Credit: Daniel Verschatse

The Deep Sky: Nebulas

Rho Ophiuchi Region
First Place: Rho Ophiuchi Region
A grab-bag of celestial denizens can be found in the region around the bright star Antares (at lower left) in the constellation Scorpius. To the star’s right lies the globular star cluster Messier 4. The scene also offers three types of nebulas: a reflection nebula glows a somber blue at the top, surrounding the star Rho Ophiuchi; an emission nebula shines warm pink around Sigma Scorpii at right; and murky dark nebulosity wafts at upper left.
Credit: Robert Gendler, Jim Misti, and Steven Mazlin
Cederblad 111
Second Place: Cederblad 111
Dark tufts of nebulosity in the far-southern constellation Chamaeleon hang like clouds in front of the background stars, providing a sense of the third dimension. The light from a few embedded stars manages to escape, but not before it is scattered by the cosmic dust to produce the characteristic blue cast of a reflection nebula.
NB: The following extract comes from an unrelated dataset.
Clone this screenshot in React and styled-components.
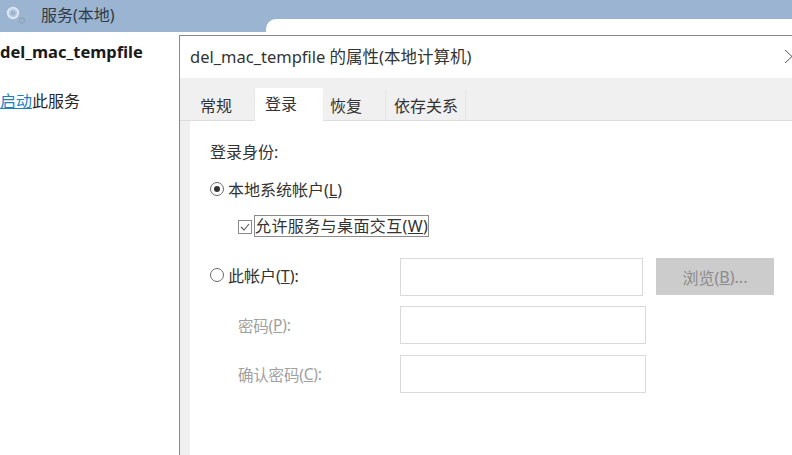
import React from 'react';

import styled, { createGlobalStyle } from 'styled-components';

const FONT = '"Noto Sans", "Noto Sans CJK SC", sans-serif';

const GlobalStyle = createGlobalStyle`
  html, body {
    margin: 0;
    padding: 0;
    width: 792px;
    height: 455px;
    overflow: hidden;
    background: #ffffff;
    font-family: ${FONT};
    color: #262626;
  }
`;

const Page = styled.div`
  width: 792px;
  height: 455px;
  display: flex;
  flex-direction: column;
  overflow: hidden;
`;

// Top blue bar
const Header = styled.header`
  height: 32px;
  flex: none;
  display: flex;
  align-items: stretch;
  background: #9ab4d1;
`;

const HeaderTitle = styled.div`
  display: flex;
  align-items: center;
  gap: 14px;
  width: 266px;
  height: 32px;
  padding: 0 0 5px 5px;
  box-sizing: border-box;
  font-size: 16px;
  color: #2f3a46;
`;

const GearSvg = styled.svg`
  flex: none;
  margin-top: 5px;
`;

const BlurredTab = styled.div`
  flex: 1;
  margin-top: 19px;
  background: #ffffff;
  border-top-left-radius: 10px;
`;

const Body = styled.div`
  flex: 1;
  display: flex;
  min-height: 0;
`;

// Left description column
const Sidebar = styled.aside`
  width: 179px;
  flex: none;
  padding-top: 9px;
  box-sizing: border-box;
`;

const ServiceName = styled.div`
  font-size: 16.5px;
  font-weight: 700;
  line-height: 21px;
  color: #1a1a1a;
  white-space: nowrap;
`;

const StartRow = styled.div`
  margin-top: 29px;
  font-size: 16px;
  line-height: 21px;
  color: #262626;
`;

const StartLink = styled.a`
  color: #1f7fc4;
  text-decoration: underline;
`;

// Properties dialog
const Dialog = styled.section`
  flex: 1;
  margin-top: 3px;
  display: flex;
  flex-direction: column;
  border-top: 1px solid #8a8a8a;
  border-left: 1px solid #8a8a8a;
  background: #f0f0f0;
  min-width: 0;
`;

const TitleBar = styled.div`
  height: 42px;
  flex: none;
  box-sizing: border-box;
  display: flex;
  align-items: center;
  justify-content: space-between;
  padding: 0 0 2px 10px;
  background: #ffffff;
  font-size: 16.5px;
  color: #333333;
  white-space: nowrap;
  overflow: hidden;
`;

const TabStrip = styled.div`
  height: 43px;
  flex: none;
  display: flex;
  align-items: flex-end;
  padding-left: 10px;
  box-sizing: border-box;
  border-bottom: 1px solid #dcdcdc;
`;

const Tab = styled.div`
  width: ${(props) => props.$width}px;
  height: ${(props) => (props.$active ? 33 : 30)}px;
  margin-bottom: ${(props) => (props.$active ? -1 : 0)}px;
  box-sizing: border-box;
  display: flex;
  align-items: center;
  padding-left: ${(props) => props.$pad}px;
  padding-bottom: ${(props) => (props.$active ? 3 : 0)}px;
  background: ${(props) => (props.$active ? '#ffffff' : '#f0f0f0')};
  border-right: 1px solid ${(props) => (props.$active ? '#ffffff' : '#e6e6e6')};
  font-size: 16px;
  color: #333333;
`;

const Content = styled.div`
  flex: 1;
  margin-left: 10px;
  padding: 19px 0 0 20px;
  background: #ffffff;
  font-size: 16px;
  color: #333333;
`;

const SectionLabel = styled.div`
  line-height: 24px;
`;

const Row = styled.div`
  display: flex;
  align-items: center;
  margin-top: ${(props) => props.$top || 0}px;
  padding-left: ${(props) => props.$indent || 0}px;
  height: ${(props) => props.$height || 24}px;
`;

const Radio = styled.span`
  width: 12px;
  height: 12px;
  flex: none;
  margin-right: 4px;
  border: 1px solid #6a6a6a;
  border-radius: 50%;
  display: flex;
  align-items: center;
  justify-content: center;
  &::after {
    content: '';
    display: ${(props) => (props.$checked ? 'block' : 'none')};
    width: 6px;
    height: 6px;
    border-radius: 50%;
    background: #333333;
  }
`;

const CheckBox = styled.svg`
  width: 14px;
  height: 14px;
  flex: none;
  margin: 2px 2px 0 0;
`;

const FocusLabel = styled.span`
  border: 1px solid #8c8c8c;
  line-height: 20px;
  letter-spacing: 0.4px;
  white-space: nowrap;
`;

const Key = styled.span`
  text-decoration: underline;
  text-underline-offset: 1px;
`;

const AccountGrid = styled.div`
  display: grid;
  grid-template-columns: 190px 243px 13px 118px;
  margin-top: 20px;
`;

const FieldLabel = styled.div`
  display: flex;
  align-items: center;
  height: 38px;
  box-sizing: border-box;
  padding-left: ${(props) => props.$indent || 0}px;
  padding-bottom: ${(props) => props.$lift || 0}px;
  color: ${(props) => (props.$disabled ? '#a0a0a0' : '#333333')};
  font-size: ${(props) => (props.$disabled ? 15.5 : 16)}px;
  letter-spacing: ${(props) => (props.$disabled ? '-0.2px' : '0')};
  white-space: pre;
`;

const Field = styled.div`
  height: 38px;
  width: ${(props) => props.$width || 243}px;
  box-sizing: border-box;
  border: 1px solid #dadada;
  background: #ffffff;
`;

const BrowseButton = styled.div`
  grid-column: 4;
  height: 37px;
  display: flex;
  align-items: center;
  justify-content: center;
  box-sizing: border-box;
  background: #cccccc;
  color: #8b8b8b;
  font-size: 16px;
  white-space: pre;
`;

const PasswordRow = styled.div`
  display: grid;
  grid-template-columns: 190px 246px;
  margin-top: ${(props) => props.$top}px;
`;

const tabs = [
  { label: '常规', width: 65, pad: 10 },
  { label: '登录', width: 68, pad: 10, active: true },
  { label: '恢复', width: 63, pad: 7 },
  { label: '依存关系', width: 80, pad: 8 },
];

function GearIcon() {
  return (
    <GearSvg width="22" height="22" viewBox="0 0 22 22">
      <circle cx="8" cy="8" r="5.2" fill="#b9cde2" stroke="#dbe6f1" strokeWidth="2" />
      <circle cx="8" cy="8" r="2.6" fill="#9ab4d1" />
      <circle cx="17" cy="15.5" r="2.5" fill="none" stroke="#8ea4bb" strokeWidth="1.3" />
    </GearSvg>
  );
}

export default function App() {
  return (
    <React.Fragment>
      <GlobalStyle />
      <Page>
        <Header>
          <HeaderTitle>
            <GearIcon />
            <span>服务(本地)</span>
          </HeaderTitle>
          <BlurredTab />
        </Header>
        <Body>
          <Sidebar>
            <ServiceName>del_mac_tempfile</ServiceName>
            <StartRow><StartLink>启动</StartLink>此服务</StartRow>
          </Sidebar>
          <Dialog>
            <TitleBar>
              <span>del_mac_tempfile 的属性(本地计算机)</span>
              <svg width="8" height="14" viewBox="0 0 8 14">
                <path d="M1 1 L8 7.5 M1 14 L8 7.5" stroke="#555555" strokeWidth="1" fill="none" />
              </svg>
            </TitleBar>
            <TabStrip>
              { tabs.map((tab) => {
                return (
                  <Tab key={tab.label} $width={tab.width} $pad={tab.pad} $active={tab.active}>
                    { tab.label }
                  </Tab>
                );
              }) }
            </TabStrip>
            <Content>
              <SectionLabel>登录身份:</SectionLabel>
              <Row $top={13}>
                <Radio $checked />
                <span>本地系统帐户(<Key>L</Key>)</span>
              </Row>
              <Row $top={13} $indent={28} $height={24}>
                <CheckBox viewBox="0 0 14 14">
                  <rect x="0.5" y="0.5" width="13" height="13" fill="#ffffff" stroke="#8a8a8a" />
                  <path d="M3 7 L6 10 L11 4" fill="none" stroke="#555555" strokeWidth="1.1" />
                </CheckBox>
                <FocusLabel>允许服务与桌面交互(<Key>W</Key>)</FocusLabel>
              </Row>
              <AccountGrid>
                <FieldLabel $lift={5}>
                  <Radio />
                  <span>此帐户(<Key>T</Key>):</span>
                </FieldLabel>
                <Field />
                <BrowseButton>浏览(<Key>B</Key>)...</BrowseButton>
              </AccountGrid>
              <PasswordRow $top={10}>
                <FieldLabel $indent={28} $disabled>密码(<Key>P</Key>):</FieldLabel>
                <Field $width={246} />
              </PasswordRow>
              <PasswordRow $top={11}>
                <FieldLabel $indent={28} $disabled>确认密码(<Key>C</Key>):</FieldLabel>
                <Field $width={246} />
              </PasswordRow>
            </Content>
          </Dialog>
        </Body>
      </Page>
    </React.Fragment>
  );
}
Credit: Gerald Rhemann and Michael Jager
Western Veil Nebula
Third Place: Western Veil Nebula
Enhanced to highlight glowing hydrogen gas, the leading front of a supernova remnant in Cygnus has been turned turquoise to underscore where the expanding material plows through space. The bright beacon is the 4th-magnitude star 52 Cygni, visible with the unaided eye.
Credit: Russell Croman
Horsehead Nebula
Reader’s Choice (tie): Horsehead Nebula
On the opposite side of the visibility scale, the Horsehead Nebula is one of the most difficult objects to observe, even in a telescope. The glow of the Orion Nebula is often called the Sword of Orion; would that would make the illumination behind the equine-mimicking dark cloud Orion’s Sidearm?
Credit: Filipe Alves
Orion Nebula
Reader’s Choice (tie): Orion Nebula
Orion is the place to be when it comes to reader’s choice nebulas! Top vote counts resulted in a tie for a pair of perpetual favorites that typify dramatic and enigmatic celestial sights. Among the brightest nonstellar deep-sky objects is the Orion Nebula. This view shows a wide field that includes more than just Messier 42, seen as the lower red-and-blue rosebud. The mostly blue cloud above merits its own designation: NGC 1977.